C+: 3 stars (out of 5)
1985 | NetherlandsSpainUnited States | 126 min | More...
Reviewed May 10, 2025

There’s a moment early in Paul Verhoeven’s Flesh+Blood when a mercenary captain, having just helped storm a castle, accidentally skewers a nun. The scene crystallizes everything Verhoeven wants to say about medieval Europe—it’s brutal, it’s absurd, and God’s representatives are just as likely to catch a sword in the gut as anyone else. If only the rest of the film maintained this savage clarity of purpose.

Verhoeven, making his English-language debut, clearly wants to strip away the pageantry we associate with medieval epics. His 16th-century Europe is a cesspool where life is cheap and an early death is a welcome relief. When Rutger Hauer and his band of mercenaries are betrayed by their nobleman employer (after doing his dirty work, naturally), you think you’re in for a mud-and-blood-soaked revenge tale. Instead, the movie gets tangled up in a tepid love triangle involving Jennifer Jason Leigh as a kidnapped noblewoman who falls for Hauer while her betrothed (Tom Burlinson) plots rescue.

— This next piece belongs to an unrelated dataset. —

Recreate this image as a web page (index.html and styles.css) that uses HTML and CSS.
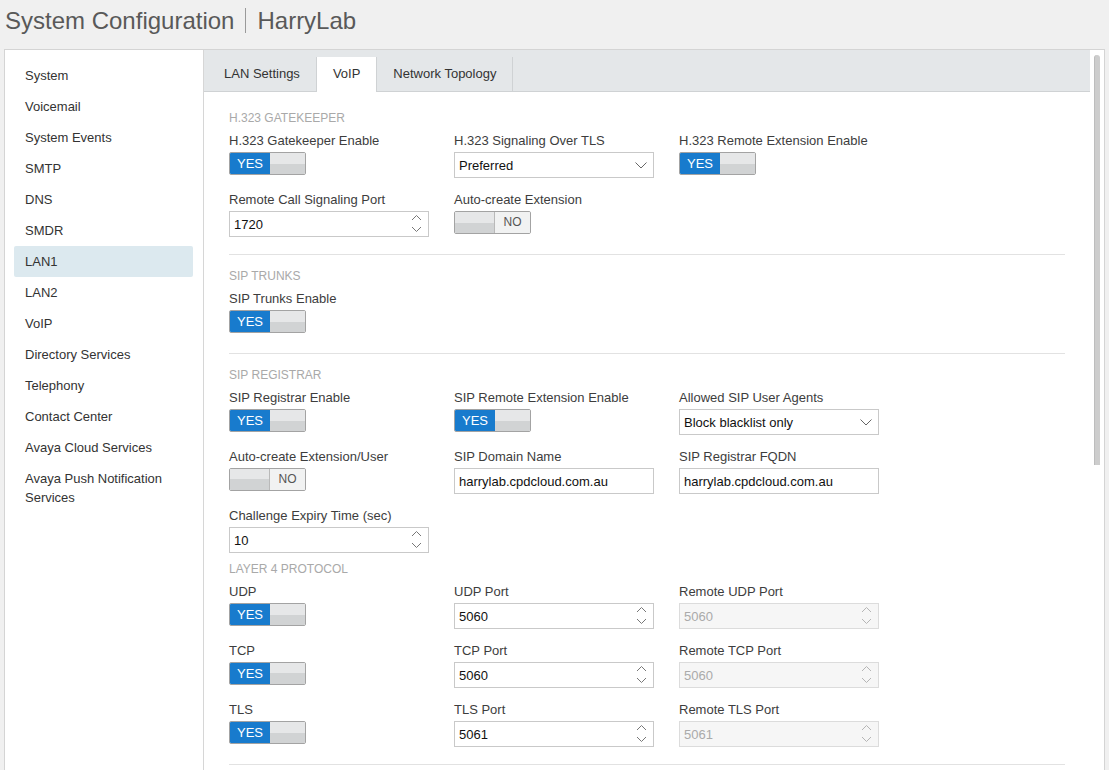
FILE: index.html
```html
<!DOCTYPE html>
<html lang="en">
    <head>
        <meta charset="UTF-8" />
        <meta name="viewport" content="width=device-width, initial-scale=1.0" />
        <title>System Configuration | HarryLab</title>
        <link rel="stylesheet" href="styles.css">
    </head>
    <body>
        <!-- 상단 타이틀 -->
        <header class="tit">
            <span>System Configuration</span>
            <i class="bar"></i>
            <span>HarryLab</span>
        </header>

        <!-- 전체박스 -->
        <div class="wrap">
            <!-- 왼쪽메뉴 -->
            <ul class="lnb">
                <li>System</li>
                <li>Voicemail</li>
                <li>System Events</li>
                <li>SMTP</li>
                <li>DNS</li>
                <li>SMDR</li>
                <li class="on">LAN1</li>
                <li>LAN2</li>
                <li>VoIP</li>
                <li>Directory Services</li>
                <li>Telephony</li>
                <li>Contact Center</li>
                <li>Avaya Cloud Services</li>
                <li>Avaya Push Notification Services</li>
            </ul>

            <!-- 메인영역 -->
            <main class="main">
                <!-- 탭 -->
                <nav class="tabs">
                    <a href="#" class="tab">LAN Settings</a>
                    <a href="#" class="tab on">VoIP</a>
                    <a href="#" class="tab">Network Topology</a>
                </nav>

                <!-- 컨텐츠 -->
                <div class="cont">
                    <!-- H.323 -->
                    <section class="sec">
                        <h3>H.323 Gatekeeper</h3>
                        <div class="row">
                            <div class="fld">
                                <label>H.323 Gatekeeper Enable</label>
                                <div class="ctl"><span class="tgl"><b class="yes">YES</b><em class="off"></em></span></div>
                            </div>
                            <div class="fld">
                                <label>H.323 Signaling Over TLS</label>
                                <div class="ctl inp">Preferred
                                    <svg class="dd" width="12" height="7" viewBox="0 0 12 7"><path d="M0.5 0.5 L6 6 L11.5 0.5" /></svg>
                                </div>
                            </div>
                            <div class="fld">
                                <label>H.323 Remote Extension Enable</label>
                                <div class="ctl"><span class="tgl"><b class="yes">YES</b><em class="off"></em></span></div>
                            </div>
                            <div class="fld">
                                <label>Remote Call Signaling Port</label>
                                <div class="ctl inp">1720
                                    <svg class="spin" width="11" height="22" viewBox="0 0 11 22"><path d="M1 7 L5.5 2.5 L10 7 M1 14 L5.5 18.5 L10 14" /></svg>
                                </div>
                            </div>
                            <div class="fld">
                                <label>Auto-create Extension</label>
                                <div class="ctl"><span class="tgl"><em class="off"></em><b class="no">NO</b></span></div>
                            </div>
                        </div>
                    </section>

                    <!-- SIP 트렁크 -->
                    <section class="sec">
                        <h3>SIP Trunks</h3>
                        <div class="row">
                            <div class="fld">
                                <label>SIP Trunks Enable</label>
                                <div class="ctl"><span class="tgl"><b class="yes">YES</b><em class="off"></em></span></div>
                            </div>
                        </div>
                    </section>

                    <!-- SIP 레지스트라 -->
                    <section class="sec">
                        <h3>SIP Registrar</h3>
                        <div class="row">
                            <div class="fld">
                                <label>SIP Registrar Enable</label>
                                <div class="ctl"><span class="tgl"><b class="yes">YES</b><em class="off"></em></span></div>
                            </div>
                            <div class="fld">
                                <label>SIP Remote Extension Enable</label>
                                <div class="ctl"><span class="tgl"><b class="yes">YES</b><em class="off"></em></span></div>
                            </div>
                            <div class="fld">
                                <label>Allowed SIP User Agents</label>
                                <div class="ctl inp">Block blacklist only
                                    <svg class="dd" width="12" height="7" viewBox="0 0 12 7"><path d="M0.5 0.5 L6 6 L11.5 0.5" /></svg>
                                </div>
                            </div>
                            <div class="fld">
                                <label>Auto-create Extension/User</label>
                                <div class="ctl"><span class="tgl"><em class="off"></em><b class="no">NO</b></span></div>
                            </div>
                            <div class="fld">
                                <label>SIP Domain Name</label>
                                <div class="ctl inp">harrylab.cpdcloud.com.au</div>
                            </div>
                            <div class="fld">
                                <label>SIP Registrar FQDN</label>
                                <div class="ctl inp">harrylab.cpdcloud.com.au</div>
                            </div>
                            <div class="fld">
                                <label>Challenge Expiry Time (sec)</label>
                                <div class="ctl inp">10
                                    <svg class="spin" width="11" height="22" viewBox="0 0 11 22"><path d="M1 7 L5.5 2.5 L10 7 M1 14 L5.5 18.5 L10 14" /></svg>
                                </div>
                            </div>
                        </div>

                        <!-- 레이어4 프로토콜 -->
                        <h3 class="sub">Layer 4 Protocol</h3>
                        <div class="row">
                            <div class="fld">
                                <label>UDP</label>
                                <div class="ctl"><span class="tgl"><b class="yes">YES</b><em class="off"></em></span></div>
                            </div>
                            <div class="fld">
                                <label>UDP Port</label>
                                <div class="ctl inp">5060
                                    <svg class="spin" width="11" height="22" viewBox="0 0 11 22"><path d="M1 7 L5.5 2.5 L10 7 M1 14 L5.5 18.5 L10 14" /></svg>
                                </div>
                            </div>
                            <div class="fld">
                                <label>Remote UDP Port</label>
                                <div class="ctl inp dis">5060
                                    <svg class="spin" width="11" height="22" viewBox="0 0 11 22"><path d="M1 7 L5.5 2.5 L10 7 M1 14 L5.5 18.5 L10 14" /></svg>
                                </div>
                            </div>
                            <div class="fld">
                                <label>TCP</label>
                                <div class="ctl"><span class="tgl"><b class="yes">YES</b><em class="off"></em></span></div>
                            </div>
                            <div class="fld">
                                <label>TCP Port</label>
                                <div class="ctl inp">5060
                                    <svg class="spin" width="11" height="22" viewBox="0 0 11 22"><path d="M1 7 L5.5 2.5 L10 7 M1 14 L5.5 18.5 L10 14" /></svg>
                                </div>
                            </div>
                            <div class="fld">
                                <label>Remote TCP Port</label>
                                <div class="ctl inp dis">5060
                                    <svg class="spin" width="11" height="22" viewBox="0 0 11 22"><path d="M1 7 L5.5 2.5 L10 7 M1 14 L5.5 18.5 L10 14" /></svg>
                                </div>
                            </div>
                            <div class="fld">
                                <label>TLS</label>
                                <div class="ctl"><span class="tgl"><b class="yes">YES</b><em class="off"></em></span></div>
                            </div>
                            <div class="fld">
                                <label>TLS Port</label>
                                <div class="ctl inp">5061
                                    <svg class="spin" width="11" height="22" viewBox="0 0 11 22"><path d="M1 7 L5.5 2.5 L10 7 M1 14 L5.5 18.5 L10 14" /></svg>
                                </div>
                            </div>
                            <div class="fld">
                                <label>Remote TLS Port</label>
                                <div class="ctl inp dis">5061
                                    <svg class="spin" width="11" height="22" viewBox="0 0 11 22"><path d="M1 7 L5.5 2.5 L10 7 M1 14 L5.5 18.5 L10 14" /></svg>
                                </div>
                            </div>
                        </div>
                    </section>
                </div>
            </main>

            <!-- 스크롤바 모양 -->
            <div class="scbar"><span class="thumb"></span></div>
        </div>
    </body>
</html>
```

FILE: styles.css
```css
/* 기본셋팅 */
* {
    box-sizing: border-box;
}

body {
    margin: 0;
    height: 100vh;
    overflow: hidden;
    background-color: #f0f0f0;
    font-family: "Liberation Sans", Arial, sans-serif;
    color: #333;
}

/* 상단 타이틀 */
.tit {
    display: flex;
    align-items: center;
    height: 49px;
    padding: 0 0 8px 5px;
    font-size: 24px;
    color: #595959;
}
.tit .bar {
    width: 1px;
    height: 25px;
    margin: 0 11px;
    background-color: #9a9a9a;
}

/* 전체박스 */
.wrap {
    display: flex;
    width: 1101px;
    height: 721px;
    margin-left: 4px;
    overflow: hidden;
    background-color: #fff;
    border: 1px solid #d4d4d4;
    border-bottom: 0;
}

/* 왼쪽메뉴 */
.lnb {
    flex: none;
    width: 199px;
    margin: 0;
    padding: 10px 10px 0 9px;
    list-style: none;
    border-right: 1px solid #d6d6d6;
}
.lnb li {
    padding: 6px 11px;
    font-size: 13px;
    line-height: 19px;
    color: #333;
    border-radius: 2px;
}
.lnb li.on {
    background-color: #dce9ef;
}

/* 메인영역 */
.main {
    flex: none;
    width: 886px;
}

/* 탭 */
.tabs {
    display: flex;
    align-items: flex-end;
    height: 42px;
    background-color: #e4e7e9;
    border-bottom: 1px solid #cfd2d4;
}
.tab {
    height: 34px;
    padding: 0 16px;
    font-size: 13px;
    line-height: 34px;
    color: #333;
    text-decoration: none;
    border-right: 1px solid #cfd2d4;
}
.tab:first-child {
    padding-left: 20px;
}
.tab.on {
    height: 35px;
    margin-bottom: -1px;
    background-color: #fff;
}

/* 컨텐츠 */
.cont {
    padding: 5px 25px 0;
}
.sec {
    padding: 14px 0 17px;
    border-bottom: 1px solid #e2e2e2;
}
.sec h3 {
    margin: 0 0 7px;
    font-size: 12px;
    font-weight: normal;
    line-height: 14px;
    text-transform: uppercase;
    color: #a9a9a9;
}
.sec h3.sub {
    margin-top: 9px;
}

/* 3칸 그리드 */
.row {
    display: grid;
    grid-template-columns: repeat(3, 200px);
    column-gap: 25px;
    row-gap: 13px;
}
.fld label {
    display: block;
    margin-bottom: 3px;
    padding-top: 1px;
    font-size: 13px;
    line-height: 16px;
    color: #3d3d3d;
    white-space: nowrap;
}
.ctl {
    height: 26px;
}

/* 입력박스 */
.inp {
    display: flex;
    align-items: center;
    justify-content: space-between;
    padding: 0 6px 0 4px;
    font-size: 13px;
    color: #111;
    border: 1px solid #c9c9c9;
    background-color: #fff;
}
.inp svg {
    fill: none;
    stroke: #777;
    stroke-width: 1;
}
.inp .dd {
    stroke: #666;
}
.inp.dis {
    color: #aaa;
    background-color: #f6f6f6;
    border-color: #dcdcdc;
}
.inp.dis svg {
    stroke: #b5b5b5;
}

/* 토글 스위치 */
.tgl {
    display: flex;
    width: 77px;
    height: 23px;
    overflow: hidden;
    border: 1px solid #a3a3a3;
    border-radius: 2px;
}
.tgl .yes {
    width: 40px;
    font-size: 13px;
    font-weight: normal;
    line-height: 21px;
    text-align: center;
    color: #fff;
    background-color: #187bcd;
}
.tgl .off {
    flex: 1;
    background: linear-gradient(#e6e7e8 50%, #d1d3d4 50%);
}
.tgl .no {
    width: 36px;
    font-size: 12px;
    font-weight: normal;
    line-height: 21px;
    text-align: center;
    color: #555;
    background-color: #f1f2f2;
    border-left: 1px solid #b9b9b9;
}
.tgl .off + .no {
    flex: none;
}

/* 스크롤바 모양 */
.scbar {
    flex: none;
    width: 13px;
    padding: 5px 0 0 4px;
}
.scbar .thumb {
    display: block;
    width: 6px;
    height: 410px;
    background-color: #cdcdcd;
    border-left: 1px solid #bdbdbd;
    border-radius: 3px 3px 0 0;
}
```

Hauer, with his leonine presence and ability to suggest both brutality and charm, deserves better. So does Jack Thompson as the guilt-ridden captain who betrays his men. These two could have given us a medieval Wild Bunch, with Thompson’s crisis of conscience set against Hauer’s pragmatic amorality. But the studio requested changes, and thus, Leigh’s character was introduced and the focus turned to her sexual awakening amid the triangle with Hauer and Burlinson, a change Verhoeven would later regret.

Compounding matters, Leigh is at sea with the underwritten role. Her bleached eyebrows suggest a Scandinavian origin but her accent wanders all over Europe before disappearing completely.

The casting problems don’t end there. Burlinson, as the noble boyfriend, with his perpetually clean-shaven face appears to have wandered in from a Hallmark version of medieval times. And then there’s Bruno Kirby, whose pronounced accent announces him as European by way of Hell’s Kitchen.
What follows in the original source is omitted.